>> Begin

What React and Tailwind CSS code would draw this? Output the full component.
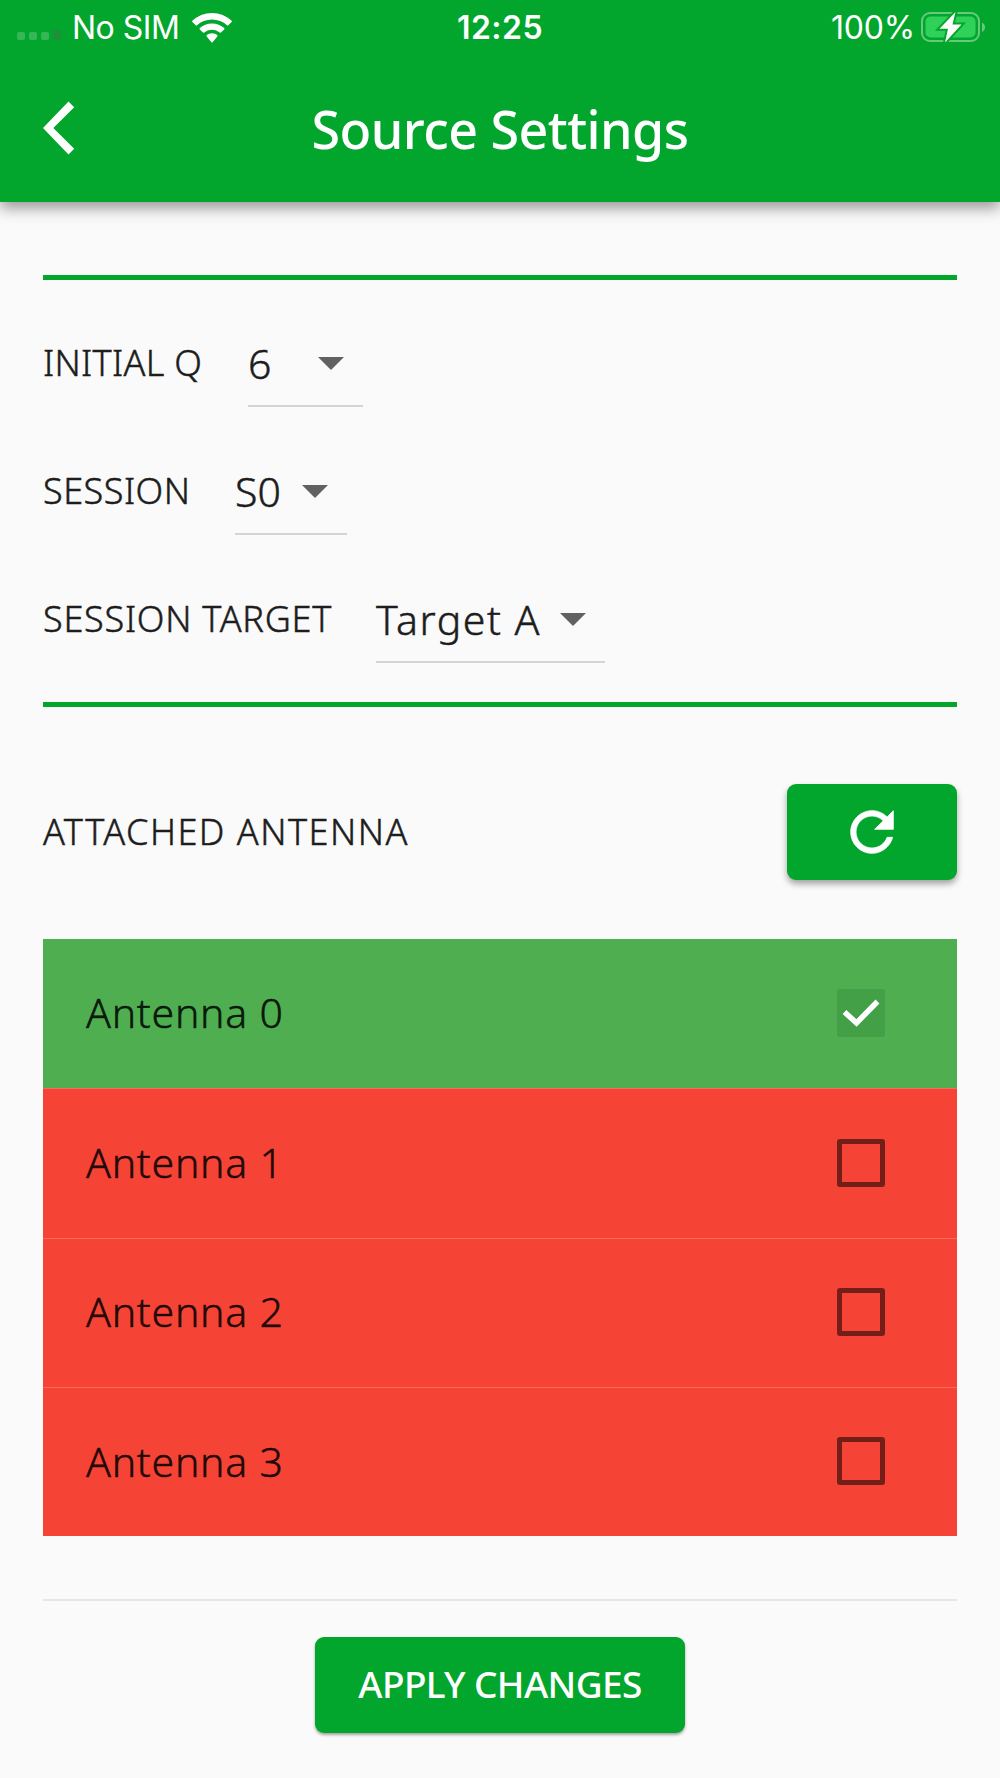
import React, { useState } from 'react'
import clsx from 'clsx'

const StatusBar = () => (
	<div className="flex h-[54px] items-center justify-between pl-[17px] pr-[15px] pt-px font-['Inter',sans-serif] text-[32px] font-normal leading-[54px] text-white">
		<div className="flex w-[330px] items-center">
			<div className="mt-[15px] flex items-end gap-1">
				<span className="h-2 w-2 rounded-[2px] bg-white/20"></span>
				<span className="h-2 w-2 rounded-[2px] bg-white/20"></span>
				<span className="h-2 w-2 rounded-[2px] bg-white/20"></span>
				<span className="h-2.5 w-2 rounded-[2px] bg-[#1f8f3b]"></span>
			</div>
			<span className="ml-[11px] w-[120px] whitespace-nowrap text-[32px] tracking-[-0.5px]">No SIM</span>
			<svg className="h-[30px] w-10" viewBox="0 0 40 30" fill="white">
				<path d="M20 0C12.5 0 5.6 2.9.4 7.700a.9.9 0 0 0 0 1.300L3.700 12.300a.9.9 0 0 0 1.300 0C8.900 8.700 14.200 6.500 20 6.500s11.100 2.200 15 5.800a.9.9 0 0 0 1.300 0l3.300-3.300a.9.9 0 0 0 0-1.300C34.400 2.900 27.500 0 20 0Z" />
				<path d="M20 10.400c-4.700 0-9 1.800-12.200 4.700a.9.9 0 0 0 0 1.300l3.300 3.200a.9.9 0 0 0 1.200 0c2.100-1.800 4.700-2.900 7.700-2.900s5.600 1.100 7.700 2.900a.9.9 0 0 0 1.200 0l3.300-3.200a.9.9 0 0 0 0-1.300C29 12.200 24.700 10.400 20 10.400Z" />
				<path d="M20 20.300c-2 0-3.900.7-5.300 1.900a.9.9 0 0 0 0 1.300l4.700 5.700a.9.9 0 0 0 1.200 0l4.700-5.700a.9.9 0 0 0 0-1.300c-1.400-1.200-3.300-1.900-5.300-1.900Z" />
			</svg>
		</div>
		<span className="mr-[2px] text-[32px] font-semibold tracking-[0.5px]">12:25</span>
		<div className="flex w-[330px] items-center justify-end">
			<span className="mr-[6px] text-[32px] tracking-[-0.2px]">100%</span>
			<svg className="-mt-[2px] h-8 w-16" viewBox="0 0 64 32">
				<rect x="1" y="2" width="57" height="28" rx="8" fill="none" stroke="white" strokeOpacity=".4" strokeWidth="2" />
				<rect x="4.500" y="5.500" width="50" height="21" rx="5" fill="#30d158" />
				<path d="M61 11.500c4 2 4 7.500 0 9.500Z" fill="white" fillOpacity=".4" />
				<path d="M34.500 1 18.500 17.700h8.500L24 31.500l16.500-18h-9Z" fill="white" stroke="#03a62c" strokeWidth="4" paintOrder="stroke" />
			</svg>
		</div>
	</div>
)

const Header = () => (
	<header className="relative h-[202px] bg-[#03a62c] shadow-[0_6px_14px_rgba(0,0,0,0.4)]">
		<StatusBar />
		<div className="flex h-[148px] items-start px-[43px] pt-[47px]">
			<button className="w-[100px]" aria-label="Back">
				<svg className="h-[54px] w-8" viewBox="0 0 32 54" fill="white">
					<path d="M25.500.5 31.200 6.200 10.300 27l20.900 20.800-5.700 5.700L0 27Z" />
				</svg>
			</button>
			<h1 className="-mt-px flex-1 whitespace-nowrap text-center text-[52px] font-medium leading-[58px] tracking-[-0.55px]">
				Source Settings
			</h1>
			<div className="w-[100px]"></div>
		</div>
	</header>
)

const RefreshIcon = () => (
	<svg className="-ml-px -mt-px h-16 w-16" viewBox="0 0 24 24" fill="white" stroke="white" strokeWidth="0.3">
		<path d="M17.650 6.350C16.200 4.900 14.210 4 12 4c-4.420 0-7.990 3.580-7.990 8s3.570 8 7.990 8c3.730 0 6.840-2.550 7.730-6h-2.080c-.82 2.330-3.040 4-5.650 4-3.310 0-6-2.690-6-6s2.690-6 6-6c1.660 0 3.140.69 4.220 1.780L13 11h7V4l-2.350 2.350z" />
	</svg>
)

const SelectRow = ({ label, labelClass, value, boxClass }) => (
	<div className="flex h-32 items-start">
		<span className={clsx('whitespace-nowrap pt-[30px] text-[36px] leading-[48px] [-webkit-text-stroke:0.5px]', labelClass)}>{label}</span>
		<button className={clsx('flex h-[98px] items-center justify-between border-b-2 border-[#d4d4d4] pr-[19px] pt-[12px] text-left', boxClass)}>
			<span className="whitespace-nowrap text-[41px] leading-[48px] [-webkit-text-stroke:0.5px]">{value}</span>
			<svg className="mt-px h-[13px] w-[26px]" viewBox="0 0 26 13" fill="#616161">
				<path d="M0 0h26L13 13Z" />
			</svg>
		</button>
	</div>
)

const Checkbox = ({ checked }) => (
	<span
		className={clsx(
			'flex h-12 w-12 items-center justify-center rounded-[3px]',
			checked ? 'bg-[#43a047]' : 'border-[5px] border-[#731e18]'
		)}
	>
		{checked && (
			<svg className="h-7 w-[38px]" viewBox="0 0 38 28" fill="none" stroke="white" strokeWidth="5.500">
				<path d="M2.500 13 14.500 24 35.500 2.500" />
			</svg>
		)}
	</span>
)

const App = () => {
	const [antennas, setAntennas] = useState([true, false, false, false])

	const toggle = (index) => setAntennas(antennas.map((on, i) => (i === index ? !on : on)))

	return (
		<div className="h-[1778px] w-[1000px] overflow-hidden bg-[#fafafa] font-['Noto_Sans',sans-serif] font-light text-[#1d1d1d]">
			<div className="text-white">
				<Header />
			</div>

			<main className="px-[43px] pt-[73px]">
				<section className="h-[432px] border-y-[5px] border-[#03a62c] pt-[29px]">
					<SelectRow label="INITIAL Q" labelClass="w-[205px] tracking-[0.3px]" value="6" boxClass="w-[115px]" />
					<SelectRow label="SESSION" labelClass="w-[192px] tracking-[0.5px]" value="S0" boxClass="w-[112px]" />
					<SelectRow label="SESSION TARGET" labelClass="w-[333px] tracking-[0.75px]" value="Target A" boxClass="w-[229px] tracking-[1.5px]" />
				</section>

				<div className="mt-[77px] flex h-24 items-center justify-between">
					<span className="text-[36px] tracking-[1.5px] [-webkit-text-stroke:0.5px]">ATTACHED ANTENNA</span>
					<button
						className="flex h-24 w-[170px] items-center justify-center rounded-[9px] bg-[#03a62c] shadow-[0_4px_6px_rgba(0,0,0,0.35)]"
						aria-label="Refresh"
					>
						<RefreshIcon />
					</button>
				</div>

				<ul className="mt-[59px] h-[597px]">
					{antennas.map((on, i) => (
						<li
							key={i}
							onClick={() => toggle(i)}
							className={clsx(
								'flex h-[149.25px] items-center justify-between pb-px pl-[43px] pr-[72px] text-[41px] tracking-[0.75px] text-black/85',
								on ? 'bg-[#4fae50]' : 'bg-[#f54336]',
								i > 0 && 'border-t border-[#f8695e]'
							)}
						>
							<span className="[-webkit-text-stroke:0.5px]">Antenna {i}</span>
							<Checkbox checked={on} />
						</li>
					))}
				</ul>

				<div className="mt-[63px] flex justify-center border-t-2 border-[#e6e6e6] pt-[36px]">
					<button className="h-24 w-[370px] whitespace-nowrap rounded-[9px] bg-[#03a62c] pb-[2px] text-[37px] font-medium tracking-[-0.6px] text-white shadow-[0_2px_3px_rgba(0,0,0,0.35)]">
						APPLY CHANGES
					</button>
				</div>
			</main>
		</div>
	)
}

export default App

>> End

GIVEN REQUEST: Write the full listing out again with every line unchanged, but include no pictures.

EXERCISE RESPONSE:
What React and Tailwind CSS code would draw this? Output the full component.
import React, { useState } from 'react'
import clsx from 'clsx'

const StatusBar = () => (
	<div className="flex h-[54px] items-center justify-between pl-[17px] pr-[15px] pt-px font-['Inter',sans-serif] text-[32px] font-normal leading-[54px] text-white">
		<div className="flex w-[330px] items-center">
			<div className="mt-[15px] flex items-end gap-1">
				<span className="h-2 w-2 rounded-[2px] bg-white/20"></span>
				<span className="h-2 w-2 rounded-[2px] bg-white/20"></span>
				<span className="h-2 w-2 rounded-[2px] bg-white/20"></span>
				<span className="h-2.5 w-2 rounded-[2px] bg-[#1f8f3b]"></span>
			</div>
			<span className="ml-[11px] w-[120px] whitespace-nowrap text-[32px] tracking-[-0.5px]">No SIM</span>
			<svg className="h-[30px] w-10" viewBox="0 0 40 30" fill="white">
				<path d="M20 0C12.5 0 5.6 2.9.4 7.700a.9.9 0 0 0 0 1.300L3.700 12.300a.9.9 0 0 0 1.300 0C8.900 8.700 14.200 6.500 20 6.500s11.100 2.200 15 5.800a.9.9 0 0 0 1.300 0l3.300-3.300a.9.9 0 0 0 0-1.300C34.400 2.900 27.500 0 20 0Z" />
				<path d="M20 10.400c-4.700 0-9 1.800-12.200 4.700a.9.9 0 0 0 0 1.300l3.300 3.200a.9.9 0 0 0 1.200 0c2.100-1.800 4.700-2.900 7.700-2.900s5.600 1.100 7.700 2.900a.9.9 0 0 0 1.200 0l3.300-3.200a.9.9 0 0 0 0-1.300C29 12.200 24.700 10.400 20 10.400Z" />
				<path d="M20 20.300c-2 0-3.900.7-5.300 1.900a.9.9 0 0 0 0 1.300l4.700 5.700a.9.9 0 0 0 1.200 0l4.700-5.700a.9.9 0 0 0 0-1.300c-1.400-1.200-3.300-1.900-5.300-1.900Z" />
			</svg>
		</div>
		<span className="mr-[2px] text-[32px] font-semibold tracking-[0.5px]">12:25</span>
		<div className="flex w-[330px] items-center justify-end">
			<span className="mr-[6px] text-[32px] tracking-[-0.2px]">100%</span>
			<svg className="-mt-[2px] h-8 w-16" viewBox="0 0 64 32">
				<rect x="1" y="2" width="57" height="28" rx="8" fill="none" stroke="white" strokeOpacity=".4" strokeWidth="2" />
				<rect x="4.500" y="5.500" width="50" height="21" rx="5" fill="#30d158" />
				<path d="M61 11.500c4 2 4 7.500 0 9.500Z" fill="white" fillOpacity=".4" />
				<path d="M34.500 1 18.500 17.700h8.500L24 31.500l16.500-18h-9Z" fill="white" stroke="#03a62c" strokeWidth="4" paintOrder="stroke" />
			</svg>
		</div>
	</div>
)

const Header = () => (
	<header className="relative h-[202px] bg-[#03a62c] shadow-[0_6px_14px_rgba(0,0,0,0.4)]">
		<StatusBar />
		<div className="flex h-[148px] items-start px-[43px] pt-[47px]">
			<button className="w-[100px]" aria-label="Back">
				<svg className="h-[54px] w-8" viewBox="0 0 32 54" fill="white">
					<path d="M25.500.5 31.200 6.200 10.300 27l20.900 20.800-5.700 5.700L0 27Z" />
				</svg>
			</button>
			<h1 className="-mt-px flex-1 whitespace-nowrap text-center text-[52px] font-medium leading-[58px] tracking-[-0.55px]">
				Source Settings
			</h1>
			<div className="w-[100px]"></div>
		</div>
	</header>
)

const RefreshIcon = () => (
	<svg className="-ml-px -mt-px h-16 w-16" viewBox="0 0 24 24" fill="white" stroke="white" strokeWidth="0.3">
		<path d="M17.650 6.350C16.200 4.900 14.210 4 12 4c-4.420 0-7.990 3.580-7.990 8s3.570 8 7.990 8c3.730 0 6.840-2.550 7.730-6h-2.080c-.82 2.330-3.040 4-5.650 4-3.310 0-6-2.690-6-6s2.690-6 6-6c1.660 0 3.140.69 4.220 1.780L13 11h7V4l-2.350 2.350z" />
	</svg>
)

const SelectRow = ({ label, labelClass, value, boxClass }) => (
	<div className="flex h-32 items-start">
		<span className={clsx('whitespace-nowrap pt-[30px] text-[36px] leading-[48px] [-webkit-text-stroke:0.5px]', labelClass)}>{label}</span>
		<button className={clsx('flex h-[98px] items-center justify-between border-b-2 border-[#d4d4d4] pr-[19px] pt-[12px] text-left', boxClass)}>
			<span className="whitespace-nowrap text-[41px] leading-[48px] [-webkit-text-stroke:0.5px]">{value}</span>
			<svg className="mt-px h-[13px] w-[26px]" viewBox="0 0 26 13" fill="#616161">
				<path d="M0 0h26L13 13Z" />
			</svg>
		</button>
	</div>
)

const Checkbox = ({ checked }) => (
	<span
		className={clsx(
			'flex h-12 w-12 items-center justify-center rounded-[3px]',
			checked ? 'bg-[#43a047]' : 'border-[5px] border-[#731e18]'
		)}
	>
		{checked && (
			<svg className="h-7 w-[38px]" viewBox="0 0 38 28" fill="none" stroke="white" strokeWidth="5.500">
				<path d="M2.500 13 14.500 24 35.500 2.500" />
			</svg>
		)}
	</span>
)

const App = () => {
	const [antennas, setAntennas] = useState([true, false, false, false])

	const toggle = (index) => setAntennas(antennas.map((on, i) => (i === index ? !on : on)))

	return (
		<div className="h-[1778px] w-[1000px] overflow-hidden bg-[#fafafa] font-['Noto_Sans',sans-serif] font-light text-[#1d1d1d]">
			<div className="text-white">
				<Header />
			</div>

			<main className="px-[43px] pt-[73px]">
				<section className="h-[432px] border-y-[5px] border-[#03a62c] pt-[29px]">
					<SelectRow label="INITIAL Q" labelClass="w-[205px] tracking-[0.3px]" value="6" boxClass="w-[115px]" />
					<SelectRow label="SESSION" labelClass="w-[192px] tracking-[0.5px]" value="S0" boxClass="w-[112px]" />
					<SelectRow label="SESSION TARGET" labelClass="w-[333px] tracking-[0.75px]" value="Target A" boxClass="w-[229px] tracking-[1.5px]" />
				</section>

				<div className="mt-[77px] flex h-24 items-center justify-between">
					<span className="text-[36px] tracking-[1.5px] [-webkit-text-stroke:0.5px]">ATTACHED ANTENNA</span>
					<button
						className="flex h-24 w-[170px] items-center justify-center rounded-[9px] bg-[#03a62c] shadow-[0_4px_6px_rgba(0,0,0,0.35)]"
						aria-label="Refresh"
					>
						<RefreshIcon />
					</button>
				</div>

				<ul className="mt-[59px] h-[597px]">
					{antennas.map((on, i) => (
						<li
							key={i}
							onClick={() => toggle(i)}
							className={clsx(
								'flex h-[149.25px] items-center justify-between pb-px pl-[43px] pr-[72px] text-[41px] tracking-[0.75px] text-black/85',
								on ? 'bg-[#4fae50]' : 'bg-[#f54336]',
								i > 0 && 'border-t border-[#f8695e]'
							)}
						>
							<span className="[-webkit-text-stroke:0.5px]">Antenna {i}</span>
							<Checkbox checked={on} />
						</li>
					))}
				</ul>

				<div className="mt-[63px] flex justify-center border-t-2 border-[#e6e6e6] pt-[36px]">
					<button className="h-24 w-[370px] whitespace-nowrap rounded-[9px] bg-[#03a62c] pb-[2px] text-[37px] font-medium tracking-[-0.6px] text-white shadow-[0_2px_3px_rgba(0,0,0,0.35)]">
						APPLY CHANGES
					</button>
				</div>
			</main>
		</div>
	)
}

export default App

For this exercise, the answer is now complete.